(Data entries)

* Start *

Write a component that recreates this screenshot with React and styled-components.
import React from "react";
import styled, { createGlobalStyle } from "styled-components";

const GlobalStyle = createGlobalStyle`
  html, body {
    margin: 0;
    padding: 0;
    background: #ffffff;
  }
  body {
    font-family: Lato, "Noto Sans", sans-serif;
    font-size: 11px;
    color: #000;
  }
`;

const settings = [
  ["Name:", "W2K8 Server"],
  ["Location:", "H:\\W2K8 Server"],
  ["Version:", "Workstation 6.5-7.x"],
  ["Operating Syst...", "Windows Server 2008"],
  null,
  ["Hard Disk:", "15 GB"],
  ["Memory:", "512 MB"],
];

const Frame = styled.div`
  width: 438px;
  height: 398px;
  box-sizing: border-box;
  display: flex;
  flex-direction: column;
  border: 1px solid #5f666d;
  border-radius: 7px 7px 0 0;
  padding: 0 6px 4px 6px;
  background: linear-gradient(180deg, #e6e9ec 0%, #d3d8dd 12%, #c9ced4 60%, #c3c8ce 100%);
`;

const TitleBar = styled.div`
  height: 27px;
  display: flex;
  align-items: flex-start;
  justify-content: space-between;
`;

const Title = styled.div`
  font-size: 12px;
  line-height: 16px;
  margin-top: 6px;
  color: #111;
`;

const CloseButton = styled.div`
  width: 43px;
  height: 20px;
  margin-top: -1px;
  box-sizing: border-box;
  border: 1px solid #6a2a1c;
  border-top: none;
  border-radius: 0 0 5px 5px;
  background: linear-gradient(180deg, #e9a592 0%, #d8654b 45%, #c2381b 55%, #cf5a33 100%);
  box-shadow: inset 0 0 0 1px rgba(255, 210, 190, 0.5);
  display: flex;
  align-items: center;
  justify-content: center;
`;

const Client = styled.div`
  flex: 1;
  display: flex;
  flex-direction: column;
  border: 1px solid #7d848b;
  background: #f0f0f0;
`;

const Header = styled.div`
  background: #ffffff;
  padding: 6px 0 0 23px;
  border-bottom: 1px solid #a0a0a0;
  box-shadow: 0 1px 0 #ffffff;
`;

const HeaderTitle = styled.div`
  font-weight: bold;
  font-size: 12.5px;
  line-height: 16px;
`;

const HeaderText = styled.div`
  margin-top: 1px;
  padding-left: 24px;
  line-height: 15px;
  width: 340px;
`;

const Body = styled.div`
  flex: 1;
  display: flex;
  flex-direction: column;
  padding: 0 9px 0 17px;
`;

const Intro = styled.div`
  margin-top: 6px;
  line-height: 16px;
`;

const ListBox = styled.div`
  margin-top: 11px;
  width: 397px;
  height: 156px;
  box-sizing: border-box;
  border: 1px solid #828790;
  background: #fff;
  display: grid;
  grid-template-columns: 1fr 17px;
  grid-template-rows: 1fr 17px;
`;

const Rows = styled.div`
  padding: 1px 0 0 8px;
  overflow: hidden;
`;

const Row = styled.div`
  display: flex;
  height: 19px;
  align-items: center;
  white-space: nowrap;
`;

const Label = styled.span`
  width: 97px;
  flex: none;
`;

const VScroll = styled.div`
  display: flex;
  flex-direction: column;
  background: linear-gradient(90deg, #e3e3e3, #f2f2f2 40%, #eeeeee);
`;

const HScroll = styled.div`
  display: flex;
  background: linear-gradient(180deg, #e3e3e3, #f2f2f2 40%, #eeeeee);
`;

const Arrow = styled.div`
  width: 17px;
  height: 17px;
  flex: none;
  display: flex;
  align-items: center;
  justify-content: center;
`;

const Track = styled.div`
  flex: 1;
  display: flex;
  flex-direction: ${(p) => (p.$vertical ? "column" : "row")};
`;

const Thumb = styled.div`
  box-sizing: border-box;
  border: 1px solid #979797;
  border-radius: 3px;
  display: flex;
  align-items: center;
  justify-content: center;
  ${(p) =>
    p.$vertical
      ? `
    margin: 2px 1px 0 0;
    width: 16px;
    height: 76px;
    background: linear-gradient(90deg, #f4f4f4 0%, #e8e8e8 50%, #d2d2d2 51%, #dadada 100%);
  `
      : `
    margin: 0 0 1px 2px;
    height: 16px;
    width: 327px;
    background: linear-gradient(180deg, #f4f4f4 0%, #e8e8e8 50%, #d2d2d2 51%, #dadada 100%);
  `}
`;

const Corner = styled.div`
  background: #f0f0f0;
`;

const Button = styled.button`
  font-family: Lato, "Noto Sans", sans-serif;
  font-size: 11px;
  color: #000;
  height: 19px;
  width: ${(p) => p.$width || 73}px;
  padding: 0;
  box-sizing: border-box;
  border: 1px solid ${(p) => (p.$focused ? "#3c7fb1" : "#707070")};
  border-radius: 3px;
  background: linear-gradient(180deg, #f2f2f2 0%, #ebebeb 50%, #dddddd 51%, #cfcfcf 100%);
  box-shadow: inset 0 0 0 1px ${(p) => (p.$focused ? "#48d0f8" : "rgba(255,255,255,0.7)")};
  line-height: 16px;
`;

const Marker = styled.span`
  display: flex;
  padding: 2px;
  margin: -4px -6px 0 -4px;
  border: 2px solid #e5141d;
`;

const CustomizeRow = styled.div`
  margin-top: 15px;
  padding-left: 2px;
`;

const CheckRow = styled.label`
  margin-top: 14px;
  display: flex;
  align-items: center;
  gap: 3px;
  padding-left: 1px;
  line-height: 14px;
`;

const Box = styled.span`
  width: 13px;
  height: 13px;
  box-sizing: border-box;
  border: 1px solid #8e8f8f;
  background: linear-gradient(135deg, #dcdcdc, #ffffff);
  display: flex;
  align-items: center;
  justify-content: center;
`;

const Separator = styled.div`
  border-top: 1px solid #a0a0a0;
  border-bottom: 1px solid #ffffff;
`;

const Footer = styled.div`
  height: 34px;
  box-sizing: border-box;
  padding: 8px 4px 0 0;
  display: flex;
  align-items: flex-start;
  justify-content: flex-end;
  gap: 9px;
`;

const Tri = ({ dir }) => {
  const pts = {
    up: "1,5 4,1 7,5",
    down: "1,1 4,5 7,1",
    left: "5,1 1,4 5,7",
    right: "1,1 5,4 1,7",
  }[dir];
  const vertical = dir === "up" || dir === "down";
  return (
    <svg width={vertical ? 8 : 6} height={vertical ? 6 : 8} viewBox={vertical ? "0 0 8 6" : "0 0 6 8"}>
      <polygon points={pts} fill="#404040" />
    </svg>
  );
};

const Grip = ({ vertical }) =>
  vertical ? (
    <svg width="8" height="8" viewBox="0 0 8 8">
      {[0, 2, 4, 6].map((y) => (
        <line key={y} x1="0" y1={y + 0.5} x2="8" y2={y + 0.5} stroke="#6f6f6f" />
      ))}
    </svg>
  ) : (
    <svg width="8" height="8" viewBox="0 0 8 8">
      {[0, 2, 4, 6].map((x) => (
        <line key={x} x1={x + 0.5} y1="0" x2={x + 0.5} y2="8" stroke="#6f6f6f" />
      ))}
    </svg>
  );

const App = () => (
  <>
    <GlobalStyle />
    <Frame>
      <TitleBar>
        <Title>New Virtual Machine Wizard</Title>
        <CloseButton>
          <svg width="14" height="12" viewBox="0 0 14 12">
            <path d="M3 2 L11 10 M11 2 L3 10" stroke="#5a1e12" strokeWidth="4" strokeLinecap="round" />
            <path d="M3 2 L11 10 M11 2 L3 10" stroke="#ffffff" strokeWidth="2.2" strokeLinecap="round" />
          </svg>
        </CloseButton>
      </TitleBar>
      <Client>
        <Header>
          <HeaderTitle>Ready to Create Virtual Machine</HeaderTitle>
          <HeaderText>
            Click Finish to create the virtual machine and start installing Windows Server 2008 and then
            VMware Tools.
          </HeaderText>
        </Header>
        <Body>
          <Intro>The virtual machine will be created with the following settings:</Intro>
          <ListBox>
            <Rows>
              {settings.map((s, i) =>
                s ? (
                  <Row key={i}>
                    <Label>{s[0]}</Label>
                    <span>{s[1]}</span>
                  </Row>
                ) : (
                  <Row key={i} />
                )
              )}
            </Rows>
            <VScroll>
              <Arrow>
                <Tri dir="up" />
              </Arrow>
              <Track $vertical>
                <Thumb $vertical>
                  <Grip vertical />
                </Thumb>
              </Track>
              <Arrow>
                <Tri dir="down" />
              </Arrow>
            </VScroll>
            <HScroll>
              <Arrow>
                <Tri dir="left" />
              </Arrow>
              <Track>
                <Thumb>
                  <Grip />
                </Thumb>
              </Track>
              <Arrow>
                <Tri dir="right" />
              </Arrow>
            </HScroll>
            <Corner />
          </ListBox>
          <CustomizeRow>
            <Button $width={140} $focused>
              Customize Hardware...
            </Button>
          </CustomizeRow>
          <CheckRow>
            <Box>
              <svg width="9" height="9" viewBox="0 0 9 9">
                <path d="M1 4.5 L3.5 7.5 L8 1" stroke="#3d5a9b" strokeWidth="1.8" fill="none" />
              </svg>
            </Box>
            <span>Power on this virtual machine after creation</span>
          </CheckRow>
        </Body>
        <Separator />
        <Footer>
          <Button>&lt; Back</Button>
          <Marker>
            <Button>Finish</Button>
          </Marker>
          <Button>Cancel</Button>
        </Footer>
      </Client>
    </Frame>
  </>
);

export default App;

* End *
* Start *

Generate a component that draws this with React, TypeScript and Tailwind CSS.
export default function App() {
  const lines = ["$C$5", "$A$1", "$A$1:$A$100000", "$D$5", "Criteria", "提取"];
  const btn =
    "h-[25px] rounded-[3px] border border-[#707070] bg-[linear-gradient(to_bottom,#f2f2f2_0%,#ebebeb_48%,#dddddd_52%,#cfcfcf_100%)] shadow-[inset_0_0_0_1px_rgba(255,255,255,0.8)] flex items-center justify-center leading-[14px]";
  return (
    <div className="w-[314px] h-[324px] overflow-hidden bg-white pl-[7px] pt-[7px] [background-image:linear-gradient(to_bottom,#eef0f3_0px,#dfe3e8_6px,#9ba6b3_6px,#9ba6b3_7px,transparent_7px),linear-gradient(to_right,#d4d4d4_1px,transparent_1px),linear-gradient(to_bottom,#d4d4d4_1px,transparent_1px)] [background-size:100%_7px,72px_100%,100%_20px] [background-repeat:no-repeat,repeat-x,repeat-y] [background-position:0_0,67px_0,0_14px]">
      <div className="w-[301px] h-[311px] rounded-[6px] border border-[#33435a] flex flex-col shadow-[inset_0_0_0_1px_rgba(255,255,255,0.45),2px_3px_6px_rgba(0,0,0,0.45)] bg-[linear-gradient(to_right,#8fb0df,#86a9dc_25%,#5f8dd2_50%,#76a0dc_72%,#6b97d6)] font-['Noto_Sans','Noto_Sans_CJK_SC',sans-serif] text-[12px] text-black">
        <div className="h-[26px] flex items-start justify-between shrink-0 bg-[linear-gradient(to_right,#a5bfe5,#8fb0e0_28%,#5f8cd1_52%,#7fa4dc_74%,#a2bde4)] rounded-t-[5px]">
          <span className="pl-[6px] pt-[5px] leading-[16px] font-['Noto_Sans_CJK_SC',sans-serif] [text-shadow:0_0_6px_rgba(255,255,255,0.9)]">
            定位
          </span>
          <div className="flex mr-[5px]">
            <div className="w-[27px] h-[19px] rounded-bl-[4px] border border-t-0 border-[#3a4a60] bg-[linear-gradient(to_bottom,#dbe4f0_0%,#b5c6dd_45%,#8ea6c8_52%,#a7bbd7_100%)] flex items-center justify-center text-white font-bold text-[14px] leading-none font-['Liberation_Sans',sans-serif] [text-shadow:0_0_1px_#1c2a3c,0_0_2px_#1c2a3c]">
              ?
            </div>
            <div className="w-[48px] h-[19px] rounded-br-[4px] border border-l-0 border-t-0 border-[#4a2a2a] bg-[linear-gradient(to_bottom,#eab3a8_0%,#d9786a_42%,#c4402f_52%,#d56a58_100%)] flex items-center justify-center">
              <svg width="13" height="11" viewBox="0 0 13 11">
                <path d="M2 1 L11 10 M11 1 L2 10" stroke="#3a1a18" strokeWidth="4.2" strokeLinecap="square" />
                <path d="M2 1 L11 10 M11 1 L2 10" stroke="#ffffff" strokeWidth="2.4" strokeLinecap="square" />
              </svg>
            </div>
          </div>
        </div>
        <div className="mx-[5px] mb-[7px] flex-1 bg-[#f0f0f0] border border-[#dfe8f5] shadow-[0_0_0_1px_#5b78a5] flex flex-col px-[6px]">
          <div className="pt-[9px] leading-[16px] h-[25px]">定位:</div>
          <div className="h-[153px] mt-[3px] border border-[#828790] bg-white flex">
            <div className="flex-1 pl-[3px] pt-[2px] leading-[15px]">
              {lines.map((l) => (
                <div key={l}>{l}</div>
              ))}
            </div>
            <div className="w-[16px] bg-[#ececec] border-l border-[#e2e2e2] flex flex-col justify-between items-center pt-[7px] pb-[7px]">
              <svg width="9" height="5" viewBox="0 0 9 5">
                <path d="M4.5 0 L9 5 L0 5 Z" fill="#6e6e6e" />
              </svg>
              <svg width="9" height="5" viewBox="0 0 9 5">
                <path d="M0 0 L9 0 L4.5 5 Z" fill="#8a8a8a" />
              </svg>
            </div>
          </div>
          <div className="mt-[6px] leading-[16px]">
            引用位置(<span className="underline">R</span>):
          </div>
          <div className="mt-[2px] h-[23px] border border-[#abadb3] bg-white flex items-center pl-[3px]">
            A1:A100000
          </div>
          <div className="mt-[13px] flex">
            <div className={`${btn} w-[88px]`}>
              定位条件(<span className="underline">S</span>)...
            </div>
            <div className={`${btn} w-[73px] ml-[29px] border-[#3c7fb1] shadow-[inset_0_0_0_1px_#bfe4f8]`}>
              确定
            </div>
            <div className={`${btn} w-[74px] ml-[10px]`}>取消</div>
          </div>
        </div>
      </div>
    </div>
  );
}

* End *
* Start *

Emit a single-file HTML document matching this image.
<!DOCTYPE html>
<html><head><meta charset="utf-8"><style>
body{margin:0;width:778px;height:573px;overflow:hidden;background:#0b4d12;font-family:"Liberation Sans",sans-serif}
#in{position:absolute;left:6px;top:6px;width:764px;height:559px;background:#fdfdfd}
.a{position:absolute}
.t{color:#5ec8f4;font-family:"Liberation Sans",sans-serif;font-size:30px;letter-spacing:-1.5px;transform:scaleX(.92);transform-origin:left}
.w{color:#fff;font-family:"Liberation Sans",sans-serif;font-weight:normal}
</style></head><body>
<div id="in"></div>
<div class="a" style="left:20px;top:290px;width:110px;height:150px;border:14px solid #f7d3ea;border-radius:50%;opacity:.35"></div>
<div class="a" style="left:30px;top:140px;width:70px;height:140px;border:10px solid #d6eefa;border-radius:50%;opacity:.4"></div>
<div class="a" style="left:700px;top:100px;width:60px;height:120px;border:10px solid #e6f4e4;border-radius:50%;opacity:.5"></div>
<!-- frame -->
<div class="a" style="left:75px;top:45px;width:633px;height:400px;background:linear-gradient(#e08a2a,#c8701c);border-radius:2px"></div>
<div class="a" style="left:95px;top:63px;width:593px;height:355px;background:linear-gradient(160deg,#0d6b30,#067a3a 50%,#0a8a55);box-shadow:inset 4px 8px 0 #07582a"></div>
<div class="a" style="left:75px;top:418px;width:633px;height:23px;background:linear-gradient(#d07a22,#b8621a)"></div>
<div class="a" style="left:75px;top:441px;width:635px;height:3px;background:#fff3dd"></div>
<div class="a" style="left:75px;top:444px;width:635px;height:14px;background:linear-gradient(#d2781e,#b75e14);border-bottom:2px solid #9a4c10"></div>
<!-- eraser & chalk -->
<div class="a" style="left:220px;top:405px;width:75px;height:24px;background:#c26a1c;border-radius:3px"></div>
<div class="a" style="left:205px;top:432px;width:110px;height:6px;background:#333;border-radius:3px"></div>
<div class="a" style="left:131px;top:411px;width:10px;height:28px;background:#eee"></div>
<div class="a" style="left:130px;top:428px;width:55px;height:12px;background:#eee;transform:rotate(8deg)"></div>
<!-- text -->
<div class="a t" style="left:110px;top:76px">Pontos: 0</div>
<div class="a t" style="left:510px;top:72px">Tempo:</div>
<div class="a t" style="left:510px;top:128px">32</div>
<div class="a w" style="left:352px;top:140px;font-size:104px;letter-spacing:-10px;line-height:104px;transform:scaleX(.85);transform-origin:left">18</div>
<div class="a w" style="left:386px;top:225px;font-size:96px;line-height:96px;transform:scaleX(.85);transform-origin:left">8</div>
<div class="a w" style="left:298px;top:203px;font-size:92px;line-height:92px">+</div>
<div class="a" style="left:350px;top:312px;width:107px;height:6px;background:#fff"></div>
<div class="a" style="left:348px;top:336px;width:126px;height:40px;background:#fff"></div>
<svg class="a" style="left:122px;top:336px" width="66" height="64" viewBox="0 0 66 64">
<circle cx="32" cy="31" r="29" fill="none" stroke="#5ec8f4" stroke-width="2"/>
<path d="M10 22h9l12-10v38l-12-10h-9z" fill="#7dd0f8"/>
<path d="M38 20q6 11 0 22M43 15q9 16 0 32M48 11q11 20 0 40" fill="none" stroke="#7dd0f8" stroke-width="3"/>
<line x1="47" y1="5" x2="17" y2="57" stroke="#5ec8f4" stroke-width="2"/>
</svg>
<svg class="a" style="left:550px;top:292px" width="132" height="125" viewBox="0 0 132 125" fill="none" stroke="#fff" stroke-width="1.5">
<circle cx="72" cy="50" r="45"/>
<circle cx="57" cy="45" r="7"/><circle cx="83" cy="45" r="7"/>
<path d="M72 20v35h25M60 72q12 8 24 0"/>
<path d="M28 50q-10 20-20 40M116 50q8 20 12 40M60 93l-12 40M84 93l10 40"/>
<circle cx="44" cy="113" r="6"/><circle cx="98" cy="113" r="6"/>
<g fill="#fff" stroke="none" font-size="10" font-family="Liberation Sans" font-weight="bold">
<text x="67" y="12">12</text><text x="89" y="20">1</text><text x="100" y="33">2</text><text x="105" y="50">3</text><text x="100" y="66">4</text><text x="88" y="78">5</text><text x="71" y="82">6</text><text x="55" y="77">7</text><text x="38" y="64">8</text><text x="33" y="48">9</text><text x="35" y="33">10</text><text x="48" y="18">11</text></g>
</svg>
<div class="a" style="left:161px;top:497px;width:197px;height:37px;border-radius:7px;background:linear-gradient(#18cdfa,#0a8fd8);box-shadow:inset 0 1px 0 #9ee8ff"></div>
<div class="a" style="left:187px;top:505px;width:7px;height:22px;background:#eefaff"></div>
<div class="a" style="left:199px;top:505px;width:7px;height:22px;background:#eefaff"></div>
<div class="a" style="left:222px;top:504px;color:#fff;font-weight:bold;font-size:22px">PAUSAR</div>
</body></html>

* End *

What is being asked: Every line in the data that holds "with" should be copied out.

Output:
Write a component that recreates this screenshot with React and styled-components.
          <Intro>The virtual machine will be created with the following settings:</Intro>
Generate a component that draws this with React, TypeScript and Tailwind CSS.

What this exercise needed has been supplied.